Banks breathe a little sigh of relief as Basel III is completed
Basel III – or IV, if you’re a banker – is finally complete, and if implemented harmoniously across countries, it could force banks to raise huge amounts of capital, but tweaks to the final proposals render them less harsh than many expected.
|Stefan Ingves, chairman of the Basel Committee, on Thursday, when new
documentation was released
The Basel Committee’s oversight body – titled the group of central bank governors and heads of supervision – has agreed on an output floor for banks that use internal models to calculate credit risk.
It was perhaps the most contentious piece of the Basel III framework, and disagreements over what the output-floor level should be caused a year-long delay to its finalization.
The group agreed on a risk-weighted asset (RWA) floor of 72.5% of what a given bank would have used under the more onerous standardized approach to assessing credit risk.

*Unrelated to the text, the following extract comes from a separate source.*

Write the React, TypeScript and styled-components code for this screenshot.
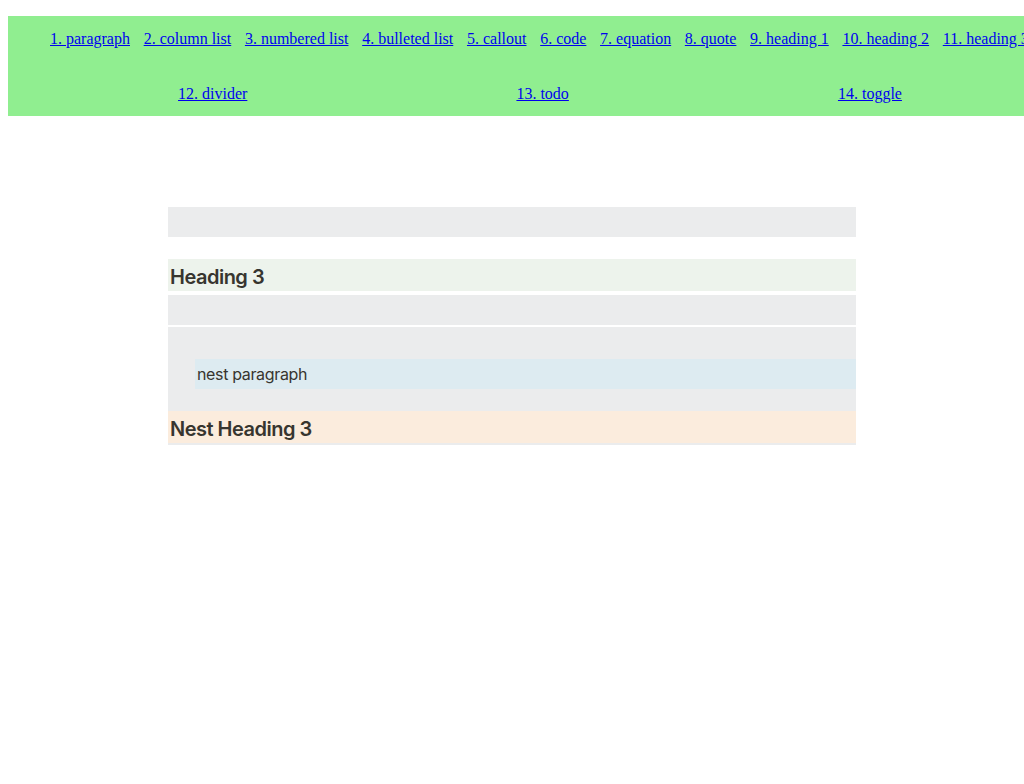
import React from "react";
import styled, { createGlobalStyle } from "styled-components";

const Global = createGlobalStyle`
  html, body { margin: 0; padding: 0; overflow-x: hidden; background: #fff; }
  body { font-family: "Liberation Serif", "Times New Roman", serif; }
`;

const Nav = styled.nav`
  margin: 16px 0 0 8px;
  width: 1040px;
  height: 100px;
  background: #90ee90;
  box-sizing: border-box;
  padding-top: 14px;
  display: flex;
  flex-direction: column;
  row-gap: 36.6px;
`;

const NavRow = styled.div<{ $spread?: boolean }>`
  display: flex;
  width: 993px;
  margin-left: 35.5px;
  box-sizing: border-box;
  justify-content: ${(p) => (p.$spread ? "space-around" : "flex-start")};
  padding-left: ${(p) => (p.$spread ? "0" : "6.5px")};
  gap: ${(p) => (p.$spread ? "0" : "13.7px")};
  white-space: nowrap;
  font-size: 16px;
  line-height: 18.4px;
`;

const NavLink = styled.a`
  color: #0000ee;
  text-decoration: underline;
  font-family: "Liberation Serif", "Times New Roman", serif;
  font-size: 16px;
`;

const Content = styled.main`
  width: 688px;
  margin: 91px auto 0;
  display: flex;
  flex-direction: column;
  font-family: Inter, "Noto Sans", "Liberation Sans", sans-serif;
  color: #37352f;
`;

const colors: Record<string, string> = {
  gray: "#ebeced",
  green: "#edf3ec",
  blue: "#ddebf1",
  orange: "#fbecdd",
};

const Paragraph = styled.div<{ $bg: string; $indent?: number }>`
  background: ${(p) => colors[p.$bg]};
  margin: 0 0 2px ${(p) => p.$indent ?? 0}px;
  padding: 3px 2px;
  min-height: 24px;
  font-size: 16px;
  line-height: 24px;
  letter-spacing: -0.35px;
  box-sizing: content-box;
`;

const Heading3 = styled.h3<{ $bg: string }>`
  background: ${(p) => colors[p.$bg]};
  margin: 20px 0 4px;
  padding: 5px 2px 1px;
  font-size: 20px;
  line-height: 26px;
  font-weight: 600;
  letter-spacing: -0.5px;
  &:last-child { margin-bottom: 0; }
`;

const Container = styled.div<{ $bg: string }>`
  background: ${(p) => colors[p.$bg]};
  margin-bottom: 2px;
  padding-bottom: 2px;
  display: flex;
  flex-direction: column;
`;

const Line = styled.div`
  height: 24px;
  padding: 3px 2px;
  margin-bottom: 2px;
`;

const row1 = [
  "1. paragraph",
  "2. column list",
  "3. numbered list",
  "4. bulleted list",
  "5. callout",
  "6. code",
  "7. equation",
  "8. quote",
  "9. heading 1",
  "10. heading 2",
  "11. heading 3",
];
const row2 = ["12. divider", "13. todo", "14. toggle"];

export default function App() {
  return (
    <>
      <Global />
      <Nav>
        <NavRow>
          {row1.map((t) => (
            <NavLink key={t} href="#">
              {t}
            </NavLink>
          ))}
        </NavRow>
        <NavRow $spread>
          {row2.map((t) => (
            <NavLink key={t} href="#">
              {t}
            </NavLink>
          ))}
        </NavRow>
      </Nav>
      <Content>
        <Paragraph $bg="gray" />
        <Heading3 $bg="green">Heading 3</Heading3>
        <Paragraph $bg="gray" />
        <Container $bg="gray">
          <Line />
          <Paragraph $bg="blue" $indent={27}>
            nest paragraph
          </Paragraph>
          <Heading3 $bg="orange">Nest Heading 3</Heading3>
        </Container>
      </Content>
    </>
  );
}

That’s smack in the middle of the 70% to 75% floor the market was expecting.
According to Credit Suisse, the requirement could consume capital equivalent to about 13% of European bank lending capacity, but the committee made concessions that will ease the impact overall.
Implementation will be gradual, over a nine-year period — a longer transition period than many expected. A 50% floor comes into effect at the start of 2022, followed by 5% increases every year until 2026, when 70% will be the floor.